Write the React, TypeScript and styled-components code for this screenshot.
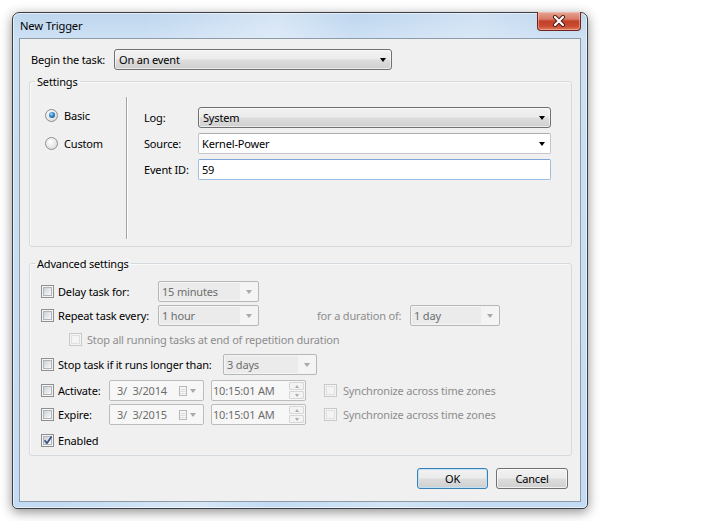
import React from "react";
import styled, { createGlobalStyle } from "styled-components";

const Global = createGlobalStyle`
  html, body { margin: 0; padding: 0; background: #ffffff; }
  body {
    font-family: "Noto Sans", "Open Sans", "Liberation Sans", sans-serif;
    font-size: 11px;
    letter-spacing: -0.17px;
    color: #000;
  }
  * { box-sizing: border-box; }
`;

const Desktop = styled.div`
  width: 718px;
  height: 521px;
  padding: 12px 0 0 12px;
  background: #fff;
  overflow: hidden;
`;

const Window = styled.div`
  width: 576px;
  height: 497px;
  border: 1px solid #3b3f45;
  border-radius: 7px 7px 5px 5px;
  background:
    linear-gradient(100deg, rgba(255,255,255,0) 20%, rgba(255,255,255,0.35) 40%, rgba(255,255,255,0) 52%, rgba(255,255,255,0.25) 70%, rgba(255,255,255,0) 85%),
    linear-gradient(to bottom, #bed6ee 0px, #cde0f4 25px, #c3dbf3 100%);
  box-shadow: 0 3px 12px rgba(0, 0, 0, 0.45), inset 0 0 0 1px rgba(255, 255, 255, 0.55);
  display: flex;
  flex-direction: column;
`;

const TitleBar = styled.div`
  height: 25px;
  flex: none;
  display: flex;
  justify-content: space-between;
  align-items: flex-start;
  padding: 0 6px 0 7px;
`;

const Title = styled.div`
  font-size: 11.2px;
  line-height: 25px;
  letter-spacing: -0.15px;
  color: #000;
`;

const CloseButton = styled.div`
  width: 44px;
  height: 19px;
  margin-top: -1px;
  border: 1px solid #6e2419;
  border-top: none;
  border-radius: 0 0 4px 4px;
  background: linear-gradient(to bottom, #e8a493 0%, #d77a66 40%, #c3402a 50%, #c94a31 78%, #df7b60 100%);
  box-shadow: inset 0 0 0 1px rgba(255, 210, 200, 0.45);
  display: flex;
  align-items: center;
  justify-content: center;
`;

const Client = styled.div`
  margin: 0 6px;
  height: 464px;
  flex: none;
  border: 1px solid #8d9aa8;
  background: #f0f0f0;
  padding: 10px 8px 0 9px;
  display: flex;
  flex-direction: column;
`;

const TaskRow = styled.div`
  display: flex;
  align-items: center;
  height: 21px;
  padding-left: 2px;
`;

const Label = styled.span<{ w?: number; dim?: boolean }>`
  flex: none;
  width: ${(p) => (p.w ? `${p.w}px` : "auto")};
  color: ${(p) => (p.dim ? "#8d8d8d" : "#000")};
  white-space: nowrap;
`;

const Combo = styled.div<{ w: number }>`
  width: ${(p) => p.w}px;
  height: 21px;
  flex: none;
  border: 1px solid #707070;
  border-radius: 3px;
  background: linear-gradient(to bottom, #f2f2f2 0%, #ebebeb 48%, #dddddd 52%, #cfcfcf 100%);
  box-shadow: inset 0 0 0 1px rgba(255, 255, 255, 0.6);
  display: flex;
  align-items: center;
  padding: 0 0 0 4px;
`;

const ComboText = styled.span`
  flex: 1;
  white-space: nowrap;
`;

const ArrowCell = styled.span<{ w?: number }>`
  width: ${(p) => p.w ?? 17}px;
  flex: none;
  display: flex;
  align-items: center;
  justify-content: center;
`;

const Arrow = styled.span<{ dim?: boolean }>`
  width: 0;
  height: 0;
  border-left: 3.5px solid transparent;
  border-right: 3.5px solid transparent;
  border-top: 4px solid ${(p) => (p.dim ? "#a9a9a9" : "#000")};
`;

const TextField = styled.div<{ focus?: boolean }>`
  height: 21px;
  border: 1px solid ${(p) => (p.focus ? "#9dbfe3" : "#c3c6cb")};
  border-top-color: ${(p) => (p.focus ? "#7ea9d6" : "#abadb3")};
  border-radius: 2px;
  background: #fff;
  display: flex;
  align-items: center;
  padding-left: 3px;
`;

const Group = styled.fieldset<{ mt: number }>`
  margin: ${(p) => p.mt}px 0 0 0;
  padding: 0;
  min-width: 0;
  border: 1px solid #d5dadf;
  border-radius: 3px;
  box-shadow: inset 1px 1px 0 #fafafa;
`;

const Legend = styled.legend`
  margin-left: 5px;
  padding: 0 2px;
  font-size: 11px;
  line-height: 15px;
`;

const SettingsBody = styled.div`
  height: 157px;
  display: flex;
  padding: 8px 0 7px 0;
`;

const ModeColumn = styled.div`
  width: 96px;
  flex: none;
  padding: 8px 0 0 15px;
  display: flex;
  flex-direction: column;
  gap: 8px;
`;

const RadioRow = styled.label`
  display: flex;
  align-items: center;
  gap: 6px;
  height: 20px;
`;

const RadioCircle = styled.span<{ checked?: boolean }>`
  width: 13px;
  height: 13px;
  flex: none;
  border-radius: 50%;
  border: 1px solid #8e8f8f;
  background: radial-gradient(circle at 40% 35%, #ffffff 0%, #eeeeee 40%, #cfd1d4 100%);
  display: flex;
  align-items: center;
  justify-content: center;
  &::after {
    content: "";
    display: ${(p) => (p.checked ? "block" : "none")};
    width: 6px;
    height: 6px;
    border-radius: 50%;
    background: radial-gradient(circle at 40% 35%, #9fdcff 0%, #2f86c8 45%, #0f3f74 100%);
  }
`;

const Divider = styled.div`
  width: 1px;
  flex: none;
  background: #a3a3a3;
  box-shadow: 1px 0 0 #ffffff;
`;

const FieldGrid = styled.div`
  flex: 1;
  padding: 10px 20px 0 17px;
  display: grid;
  grid-template-columns: 54px 1fr;
  grid-auto-rows: 21px;
  row-gap: 5px;
  align-items: center;
`;

const AdvancedBody = styled.div`
  height: 184px;
  padding: 10px 0 0 11px;
  display: flex;
  flex-direction: column;
`;

const OptRow = styled.div<{ mt: number; indent?: number }>`
  display: flex;
  align-items: center;
  height: 21px;
  margin-top: ${(p) => p.mt}px;
  padding-left: ${(p) => p.indent ?? 0}px;
`;

const CheckOuter = styled.span<{ disabled?: boolean; gap?: number }>`
  width: 13px;
  height: 13px;
  flex: none;
  margin-right: ${(p) => p.gap ?? 4}px;
  border: 1px solid ${(p) => (p.disabled ? "#c8c9ca" : "#8e8f8f")};
  background: #f4f4f4;
  padding: 1px;
  position: relative;
`;

const CheckInner = styled.span<{ disabled?: boolean }>`
  display: block;
  width: 100%;
  height: 100%;
  border: 1px solid ${(p) => (p.disabled ? "#e0e0e0" : "#b1b5ba")};
  background: ${(p) =>
    p.disabled ? "#f4f4f4" : "linear-gradient(135deg, #cbcfd5 0%, #e6e8eb 55%, #f8f8f8 100%)"};
`;

const CheckMark = styled.svg`
  position: absolute;
  left: 0;
  top: -1px;
`;

const DimCombo = styled.div<{ w: number }>`
  width: ${(p) => p.w}px;
  height: 21px;
  flex: none;
  border: 1px solid #b4b8bb;
  border-radius: 2px;
  background: #f4f4f4;
  display: flex;
  align-items: stretch;
  padding: 1px 0 1px 1px;
  color: #6d6d6d;
`;

const DimComboText = styled.span`
  flex: 1;
  background: #ebebeb;
  display: flex;
  align-items: center;
  padding-left: 2px;
  white-space: nowrap;
`;

const DimText = styled.span<{ ml?: number; w?: number }>`
  flex: none;
  margin-left: ${(p) => p.ml ?? 0}px;
  width: ${(p) => (p.w ? `${p.w}px` : "auto")};
  color: #8d8d8d;
  white-space: nowrap;
`;

const PickerBox = styled.div<{ w: number; ml?: number }>`
  width: ${(p) => p.w}px;
  height: 21px;
  flex: none;
  margin-left: ${(p) => p.ml ?? 0}px;
  margin-right: ${(p) => (p.ml ? 18 : 0)}px;
  border: 1px solid #bcbcbc;
  border-radius: 2px;
  background: #f7f7f7;
  display: flex;
  align-items: center;
  color: #6d6d6d;
`;

const PickerText = styled.span<{ pl: number }>`
  flex: 1;
  padding-left: ${(p) => p.pl}px;
  white-space: pre;
`;

const CalendarCell = styled.span`
  flex: none;
  width: 24px;
  display: flex;
  align-items: center;
  gap: 3px;
`;

const Spin = styled.span`
  flex: none;
  width: 15px;
  height: 17px;
  margin-right: 1px;
  display: flex;
  flex-direction: column;
  gap: 1px;
`;

const SpinHalf = styled.span`
  flex: 1;
  border: 1px solid #d6d6d6;
  border-radius: 1px;
  background: #f3f3f3;
  display: flex;
  align-items: center;
  justify-content: center;
`;

const TinyTri = styled.span<{ up?: boolean }>`
  width: 0;
  height: 0;
  border-left: 2.5px solid transparent;
  border-right: 2.5px solid transparent;
  ${(p) => (p.up ? "border-bottom: 3px solid #adadad;" : "border-top: 3px solid #adadad;")}
`;

const ButtonRow = styled.div`
  margin-top: 12px;
  padding-right: 4px;
  display: flex;
  justify-content: flex-end;
  gap: 8px;
`;

const Button = styled.button<{ w: number; isDefault?: boolean }>`
  width: ${(p) => p.w}px;
  height: 21px;
  border: 1px solid ${(p) => (p.isDefault ? "#3c7fb1" : "#707070")};
  border-radius: 3px;
  background: linear-gradient(to bottom, #f2f2f2 0%, #ebebeb 48%, #dddddd 52%, #cfcfcf 100%);
  box-shadow: inset 0 0 0 1px ${(p) => (p.isDefault ? "#bfe4f9" : "rgba(255,255,255,0.7)")};
  font-family: inherit;
  font-size: 11px;
  letter-spacing: -0.17px;
  color: #000;
  padding: 0;
`;

function Check({ disabled, checked, gap }: { disabled?: boolean; checked?: boolean; gap?: number }) {
  return (
    <CheckOuter disabled={disabled} gap={gap}>
      <CheckInner disabled={disabled} />
      {checked && (
        <CheckMark width="12" height="12" viewBox="0 0 12 12">
          <path d="M2.6 6.2 L4.9 9.2 L9.6 2.4" fill="none" stroke="#34507f" strokeWidth="1.7" strokeLinejoin="round" />
        </CheckMark>
      )}
    </CheckOuter>
  );
}

function Disabled({ w, text }: { w: number; text: string }) {
  return (
    <DimCombo w={w}>
      <DimComboText>{text}</DimComboText>
      <ArrowCell w={18}>
        <Arrow dim />
      </ArrowCell>
    </DimCombo>
  );
}

function CalendarIcon() {
  return (
    <svg width="8" height="10" viewBox="0 0 8 10">
      <rect x="0.5" y="0.5" width="7" height="9" fill="#f6f6f6" stroke="#b9b9b9" />
      <path d="M1.5 3.5h5M1.5 5.5h5M1.5 7.5h5" stroke="#dcdcdc" />
    </svg>
  );
}

function DateTime({ date }: { date: string }) {
  return (
    <>
      <PickerBox w={95}>
        <PickerText pl={7}>{date}</PickerText>
        <CalendarCell>
          <CalendarIcon />
          <Arrow dim />
        </CalendarCell>
      </PickerBox>
      <PickerBox w={95} ml={7}>
        <PickerText pl={1}>10:15:01 AM</PickerText>
        <Spin>
          <SpinHalf>
            <TinyTri up />
          </SpinHalf>
          <SpinHalf>
            <TinyTri />
          </SpinHalf>
        </Spin>
      </PickerBox>
    </>
  );
}

export default function App() {
  return (
    <>
      <Global />
      <Desktop>
        <Window>
          <TitleBar>
            <Title>New Trigger</Title>
            <CloseButton>
              <svg width="14" height="12" viewBox="0 0 14 12">
                <path d="M3 2 L11 10 M11 2 L3 10" stroke="#4a1a12" strokeWidth="4" strokeLinecap="round" />
                <path d="M3 2 L11 10 M11 2 L3 10" stroke="#ffffff" strokeWidth="2.2" strokeLinecap="round" />
              </svg>
            </CloseButton>
          </TitleBar>
          <Client>
            <TaskRow>
              <Label w={83}>Begin the task:</Label>
              <Combo w={278}>
                <ComboText>On an event</ComboText>
                <ArrowCell>
                  <Arrow />
                </ArrowCell>
              </Combo>
            </TaskRow>

            <Group mt={4}>
              <Legend>Settings</Legend>
              <SettingsBody>
                <ModeColumn>
                  <RadioRow>
                    <RadioCircle checked />
                    Basic
                  </RadioRow>
                  <RadioRow>
                    <RadioCircle />
                    Custom
                  </RadioRow>
                </ModeColumn>
                <Divider />
                <FieldGrid>
                  <Label>Log:</Label>
                  <Combo w={353}>
                    <ComboText>System</ComboText>
                    <ArrowCell>
                      <Arrow />
                    </ArrowCell>
                  </Combo>
                  <Label>Source:</Label>
                  <TextField>
                    <ComboText>Kernel-Power</ComboText>
                    <ArrowCell>
                      <Arrow />
                    </ArrowCell>
                  </TextField>
                  <Label>Event ID:</Label>
                  <TextField focus>
                    <ComboText>59</ComboText>
                  </TextField>
                </FieldGrid>
              </SettingsBody>
            </Group>

            <Group mt={9}>
              <Legend>Advanced settings</Legend>
              <AdvancedBody>
                <OptRow mt={0}>
                  <Check />
                  <Label w={100}>Delay task for:</Label>
                  <Disabled w={101} text="15 minutes" />
                </OptRow>
                <OptRow mt={3}>
                  <Check />
                  <Label w={100}>Repeat task every:</Label>
                  <Disabled w={101} text="1 hour" />
                  <DimText ml={58} w={93}>for a duration of:</DimText>
                  <Disabled w={90} text="1 day" />
                </OptRow>
                <OptRow mt={3} indent={28}>
                  <Check disabled gap={5} />
                  <DimText>Stop all running tasks at end of repetition duration</DimText>
                </OptRow>
                <OptRow mt={4}>
                  <Check />
                  <Label w={165}>Stop task if it runs longer than:</Label>
                  <Disabled w={94} text="3 days" />
                </OptRow>
                <OptRow mt={5}>
                  <Check />
                  <Label w={51}>Activate:</Label>
                  <DateTime date="3/  3/2014" />
                  <Check disabled gap={6} />
                  <DimText>Synchronize across time zones</DimText>
                </OptRow>
                <OptRow mt={3}>
                  <Check />
                  <Label w={51}>Expire:</Label>
                  <DateTime date="3/  3/2015" />
                  <Check disabled gap={6} />
                  <DimText>Synchronize across time zones</DimText>
                </OptRow>
                <OptRow mt={5}>
                  <Check checked />
                  <Label>Enabled</Label>
                </OptRow>
              </AdvancedBody>
            </Group>

            <ButtonRow>
              <Button w={71} isDefault>OK</Button>
              <Button w={72}>Cancel</Button>
            </ButtonRow>
          </Client>
        </Window>
      </Desktop>
    </>
  );
}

━━━━━━━━━━━━━━━━━━━━━━━━━━━━━━

### Given request
In the listing above, find each line with the word "React" and copy it.

### Answer in full
Write the React, TypeScript and styled-components code for this screenshot.
import React from "react";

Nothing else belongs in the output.